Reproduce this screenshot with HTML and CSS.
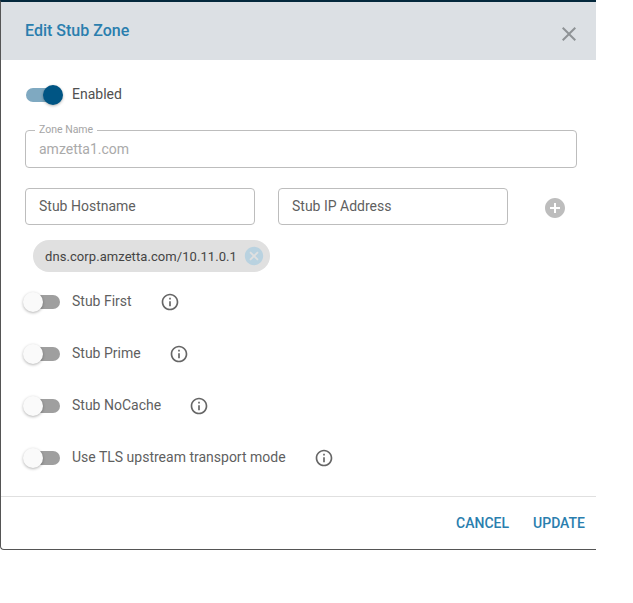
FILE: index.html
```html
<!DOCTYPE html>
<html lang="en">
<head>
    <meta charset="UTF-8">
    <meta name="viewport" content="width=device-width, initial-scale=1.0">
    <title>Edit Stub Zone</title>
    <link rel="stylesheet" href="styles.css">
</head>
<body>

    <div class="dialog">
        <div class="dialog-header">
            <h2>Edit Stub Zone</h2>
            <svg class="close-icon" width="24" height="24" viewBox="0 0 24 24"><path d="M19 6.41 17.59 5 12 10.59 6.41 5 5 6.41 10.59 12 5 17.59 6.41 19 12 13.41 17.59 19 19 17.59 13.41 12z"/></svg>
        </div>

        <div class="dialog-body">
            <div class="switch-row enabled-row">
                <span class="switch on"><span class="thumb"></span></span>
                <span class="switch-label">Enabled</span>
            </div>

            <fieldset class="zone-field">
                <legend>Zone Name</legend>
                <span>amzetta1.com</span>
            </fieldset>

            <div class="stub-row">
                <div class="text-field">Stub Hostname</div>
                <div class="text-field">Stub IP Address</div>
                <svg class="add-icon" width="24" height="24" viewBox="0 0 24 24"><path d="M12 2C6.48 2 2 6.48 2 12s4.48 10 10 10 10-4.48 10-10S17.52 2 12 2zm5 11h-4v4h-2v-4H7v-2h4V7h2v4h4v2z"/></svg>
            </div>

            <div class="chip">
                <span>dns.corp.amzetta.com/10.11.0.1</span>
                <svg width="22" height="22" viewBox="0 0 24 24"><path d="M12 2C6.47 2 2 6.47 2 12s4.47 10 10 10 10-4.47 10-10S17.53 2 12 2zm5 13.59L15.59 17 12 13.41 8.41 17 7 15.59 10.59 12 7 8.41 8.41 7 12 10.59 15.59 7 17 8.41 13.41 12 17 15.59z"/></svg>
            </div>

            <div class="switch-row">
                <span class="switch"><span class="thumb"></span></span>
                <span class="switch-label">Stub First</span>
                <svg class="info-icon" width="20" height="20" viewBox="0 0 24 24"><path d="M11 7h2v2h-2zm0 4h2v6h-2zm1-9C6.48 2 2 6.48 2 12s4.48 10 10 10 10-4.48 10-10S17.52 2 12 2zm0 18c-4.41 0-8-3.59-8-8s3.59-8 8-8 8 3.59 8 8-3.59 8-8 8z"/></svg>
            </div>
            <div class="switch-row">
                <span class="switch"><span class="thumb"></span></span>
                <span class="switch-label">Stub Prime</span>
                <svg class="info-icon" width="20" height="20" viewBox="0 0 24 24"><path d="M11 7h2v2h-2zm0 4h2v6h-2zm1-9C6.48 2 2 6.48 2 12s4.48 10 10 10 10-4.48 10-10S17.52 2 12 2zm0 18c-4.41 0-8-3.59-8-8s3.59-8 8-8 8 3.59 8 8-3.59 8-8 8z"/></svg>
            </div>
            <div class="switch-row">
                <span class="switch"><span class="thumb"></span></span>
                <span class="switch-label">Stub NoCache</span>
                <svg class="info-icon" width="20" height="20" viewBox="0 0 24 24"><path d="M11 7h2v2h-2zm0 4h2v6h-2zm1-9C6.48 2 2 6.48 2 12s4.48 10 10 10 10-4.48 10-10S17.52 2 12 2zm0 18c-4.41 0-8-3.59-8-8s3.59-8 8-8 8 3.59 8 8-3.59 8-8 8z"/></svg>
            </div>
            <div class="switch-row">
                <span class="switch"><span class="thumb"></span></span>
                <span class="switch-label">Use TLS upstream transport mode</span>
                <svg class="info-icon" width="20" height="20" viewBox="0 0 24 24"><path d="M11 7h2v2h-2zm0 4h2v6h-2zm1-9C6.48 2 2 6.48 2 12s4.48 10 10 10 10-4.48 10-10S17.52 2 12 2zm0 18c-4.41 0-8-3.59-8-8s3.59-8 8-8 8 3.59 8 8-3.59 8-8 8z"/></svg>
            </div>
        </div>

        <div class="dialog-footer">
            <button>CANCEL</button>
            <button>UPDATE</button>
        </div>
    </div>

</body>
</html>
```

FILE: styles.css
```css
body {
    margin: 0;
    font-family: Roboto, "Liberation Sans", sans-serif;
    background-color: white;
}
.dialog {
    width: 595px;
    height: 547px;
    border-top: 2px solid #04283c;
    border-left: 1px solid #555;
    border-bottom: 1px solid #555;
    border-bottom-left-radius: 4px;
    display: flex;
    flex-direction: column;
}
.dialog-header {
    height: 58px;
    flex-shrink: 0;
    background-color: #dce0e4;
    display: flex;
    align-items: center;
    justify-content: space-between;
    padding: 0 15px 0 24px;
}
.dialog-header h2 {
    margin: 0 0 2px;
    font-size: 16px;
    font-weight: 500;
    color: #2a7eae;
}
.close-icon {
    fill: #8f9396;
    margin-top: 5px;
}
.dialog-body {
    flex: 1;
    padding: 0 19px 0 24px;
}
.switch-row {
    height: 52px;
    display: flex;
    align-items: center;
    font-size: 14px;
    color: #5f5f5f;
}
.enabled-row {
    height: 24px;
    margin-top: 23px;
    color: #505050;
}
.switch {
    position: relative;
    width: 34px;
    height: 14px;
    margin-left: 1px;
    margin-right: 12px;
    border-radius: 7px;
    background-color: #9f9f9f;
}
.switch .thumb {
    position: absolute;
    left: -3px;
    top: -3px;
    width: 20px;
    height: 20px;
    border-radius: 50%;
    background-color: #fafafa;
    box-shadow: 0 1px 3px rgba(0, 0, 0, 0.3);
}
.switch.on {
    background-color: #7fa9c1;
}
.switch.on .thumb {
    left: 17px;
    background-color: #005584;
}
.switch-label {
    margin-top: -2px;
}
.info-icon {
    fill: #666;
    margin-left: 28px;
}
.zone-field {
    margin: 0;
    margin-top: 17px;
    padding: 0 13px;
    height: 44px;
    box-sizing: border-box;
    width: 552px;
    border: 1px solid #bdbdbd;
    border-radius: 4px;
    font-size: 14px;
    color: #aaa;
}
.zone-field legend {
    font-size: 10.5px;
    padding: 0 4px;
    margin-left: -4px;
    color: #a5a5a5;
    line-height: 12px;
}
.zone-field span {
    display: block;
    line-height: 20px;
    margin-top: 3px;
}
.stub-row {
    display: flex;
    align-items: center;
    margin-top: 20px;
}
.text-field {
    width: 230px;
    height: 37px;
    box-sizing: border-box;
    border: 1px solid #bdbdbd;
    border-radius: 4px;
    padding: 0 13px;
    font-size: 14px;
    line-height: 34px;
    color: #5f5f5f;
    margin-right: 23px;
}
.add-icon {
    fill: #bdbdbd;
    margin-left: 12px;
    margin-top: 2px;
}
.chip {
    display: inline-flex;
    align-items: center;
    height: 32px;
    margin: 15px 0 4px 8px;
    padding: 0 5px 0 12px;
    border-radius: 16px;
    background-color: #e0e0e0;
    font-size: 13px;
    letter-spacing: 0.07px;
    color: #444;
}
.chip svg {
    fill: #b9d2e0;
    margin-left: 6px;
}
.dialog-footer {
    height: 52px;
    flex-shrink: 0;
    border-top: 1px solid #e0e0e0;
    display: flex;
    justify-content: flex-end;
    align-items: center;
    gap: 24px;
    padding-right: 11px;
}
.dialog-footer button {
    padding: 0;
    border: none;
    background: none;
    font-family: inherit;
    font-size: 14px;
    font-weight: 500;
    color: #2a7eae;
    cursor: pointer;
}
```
⁂
Instruction = Each line of the material must be retyped exactly, except that images are omitted.

Exercise response =
Reproduce this screenshot with HTML and CSS.
FILE: index.html
```html
<!DOCTYPE html>
<html lang="en">
<head>
    <meta charset="UTF-8">
    <meta name="viewport" content="width=device-width, initial-scale=1.0">
    <title>Edit Stub Zone</title>
    <link rel="stylesheet" href="styles.css">
</head>
<body>

    <div class="dialog">
        <div class="dialog-header">
            <h2>Edit Stub Zone</h2>
            <svg class="close-icon" width="24" height="24" viewBox="0 0 24 24"><path d="M19 6.41 17.59 5 12 10.59 6.41 5 5 6.41 10.59 12 5 17.59 6.41 19 12 13.41 17.59 19 19 17.59 13.41 12z"/></svg>
        </div>

        <div class="dialog-body">
            <div class="switch-row enabled-row">
                <span class="switch on"><span class="thumb"></span></span>
                <span class="switch-label">Enabled</span>
            </div>

            <fieldset class="zone-field">
                <legend>Zone Name</legend>
                <span>amzetta1.com</span>
            </fieldset>

            <div class="stub-row">
                <div class="text-field">Stub Hostname</div>
                <div class="text-field">Stub IP Address</div>
                <svg class="add-icon" width="24" height="24" viewBox="0 0 24 24"><path d="M12 2C6.48 2 2 6.48 2 12s4.48 10 10 10 10-4.48 10-10S17.52 2 12 2zm5 11h-4v4h-2v-4H7v-2h4V7h2v4h4v2z"/></svg>
            </div>

            <div class="chip">
                <span>dns.corp.amzetta.com/10.11.0.1</span>
                <svg width="22" height="22" viewBox="0 0 24 24"><path d="M12 2C6.47 2 2 6.47 2 12s4.47 10 10 10 10-4.47 10-10S17.53 2 12 2zm5 13.59L15.59 17 12 13.41 8.41 17 7 15.59 10.59 12 7 8.41 8.41 7 12 10.59 15.59 7 17 8.41 13.41 12 17 15.59z"/></svg>
            </div>

            <div class="switch-row">
                <span class="switch"><span class="thumb"></span></span>
                <span class="switch-label">Stub First</span>
                <svg class="info-icon" width="20" height="20" viewBox="0 0 24 24"><path d="M11 7h2v2h-2zm0 4h2v6h-2zm1-9C6.48 2 2 6.48 2 12s4.48 10 10 10 10-4.48 10-10S17.52 2 12 2zm0 18c-4.41 0-8-3.59-8-8s3.59-8 8-8 8 3.59 8 8-3.59 8-8 8z"/></svg>
            </div>
            <div class="switch-row">
                <span class="switch"><span class="thumb"></span></span>
                <span class="switch-label">Stub Prime</span>
                <svg class="info-icon" width="20" height="20" viewBox="0 0 24 24"><path d="M11 7h2v2h-2zm0 4h2v6h-2zm1-9C6.48 2 2 6.48 2 12s4.48 10 10 10 10-4.48 10-10S17.52 2 12 2zm0 18c-4.41 0-8-3.59-8-8s3.59-8 8-8 8 3.59 8 8-3.59 8-8 8z"/></svg>
            </div>
            <div class="switch-row">
                <span class="switch"><span class="thumb"></span></span>
                <span class="switch-label">Stub NoCache</span>
                <svg class="info-icon" width="20" height="20" viewBox="0 0 24 24"><path d="M11 7h2v2h-2zm0 4h2v6h-2zm1-9C6.48 2 2 6.48 2 12s4.48 10 10 10 10-4.48 10-10S17.52 2 12 2zm0 18c-4.41 0-8-3.59-8-8s3.59-8 8-8 8 3.59 8 8-3.59 8-8 8z"/></svg>
            </div>
            <div class="switch-row">
                <span class="switch"><span class="thumb"></span></span>
                <span class="switch-label">Use TLS upstream transport mode</span>
                <svg class="info-icon" width="20" height="20" viewBox="0 0 24 24"><path d="M11 7h2v2h-2zm0 4h2v6h-2zm1-9C6.48 2 2 6.48 2 12s4.48 10 10 10 10-4.48 10-10S17.52 2 12 2zm0 18c-4.41 0-8-3.59-8-8s3.59-8 8-8 8 3.59 8 8-3.59 8-8 8z"/></svg>
            </div>
        </div>

        <div class="dialog-footer">
            <button>CANCEL</button>
            <button>UPDATE</button>
        </div>
    </div>

</body>
</html>
```

FILE: styles.css
```css
body {
    margin: 0;
    font-family: Roboto, "Liberation Sans", sans-serif;
    background-color: white;
}
.dialog {
    width: 595px;
    height: 547px;
    border-top: 2px solid #04283c;
    border-left: 1px solid #555;
    border-bottom: 1px solid #555;
    border-bottom-left-radius: 4px;
    display: flex;
    flex-direction: column;
}
.dialog-header {
    height: 58px;
    flex-shrink: 0;
    background-color: #dce0e4;
    display: flex;
    align-items: center;
    justify-content: space-between;
    padding: 0 15px 0 24px;
}
.dialog-header h2 {
    margin: 0 0 2px;
    font-size: 16px;
    font-weight: 500;
    color: #2a7eae;
}
.close-icon {
    fill: #8f9396;
    margin-top: 5px;
}
.dialog-body {
    flex: 1;
    padding: 0 19px 0 24px;
}
.switch-row {
    height: 52px;
    display: flex;
    align-items: center;
    font-size: 14px;
    color: #5f5f5f;
}
.enabled-row {
    height: 24px;
    margin-top: 23px;
    color: #505050;
}
.switch {
    position: relative;
    width: 34px;
    height: 14px;
    margin-left: 1px;
    margin-right: 12px;
    border-radius: 7px;
    background-color: #9f9f9f;
}
.switch .thumb {
    position: absolute;
    left: -3px;
    top: -3px;
    width: 20px;
    height: 20px;
    border-radius: 50%;
    background-color: #fafafa;
    box-shadow: 0 1px 3px rgba(0, 0, 0, 0.3);
}
.switch.on {
    background-color: #7fa9c1;
}
.switch.on .thumb {
    left: 17px;
    background-color: #005584;
}
.switch-label {
    margin-top: -2px;
}
.info-icon {
    fill: #666;
    margin-left: 28px;
}
.zone-field {
    margin: 0;
    margin-top: 17px;
    padding: 0 13px;
    height: 44px;
    box-sizing: border-box;
    width: 552px;
    border: 1px solid #bdbdbd;
    border-radius: 4px;
    font-size: 14px;
    color: #aaa;
}
.zone-field legend {
    font-size: 10.5px;
    padding: 0 4px;
    margin-left: -4px;
    color: #a5a5a5;
    line-height: 12px;
}
.zone-field span {
    display: block;
    line-height: 20px;
    margin-top: 3px;
}
.stub-row {
    display: flex;
    align-items: center;
    margin-top: 20px;
}
.text-field {
    width: 230px;
    height: 37px;
    box-sizing: border-box;
    border: 1px solid #bdbdbd;
    border-radius: 4px;
    padding: 0 13px;
    font-size: 14px;
    line-height: 34px;
    color: #5f5f5f;
    margin-right: 23px;
}
.add-icon {
    fill: #bdbdbd;
    margin-left: 12px;
    margin-top: 2px;
}
.chip {
    display: inline-flex;
    align-items: center;
    height: 32px;
    margin: 15px 0 4px 8px;
    padding: 0 5px 0 12px;
    border-radius: 16px;
    background-color: #e0e0e0;
    font-size: 13px;
    letter-spacing: 0.07px;
    color: #444;
}
.chip svg {
    fill: #b9d2e0;
    margin-left: 6px;
}
.dialog-footer {
    height: 52px;
    flex-shrink: 0;
    border-top: 1px solid #e0e0e0;
    display: flex;
    justify-content: flex-end;
    align-items: center;
    gap: 24px;
    padding-right: 11px;
}
.dialog-footer button {
    padding: 0;
    border: none;
    background: none;
    font-family: inherit;
    font-size: 14px;
    font-weight: 500;
    color: #2a7eae;
    cursor: pointer;
}
```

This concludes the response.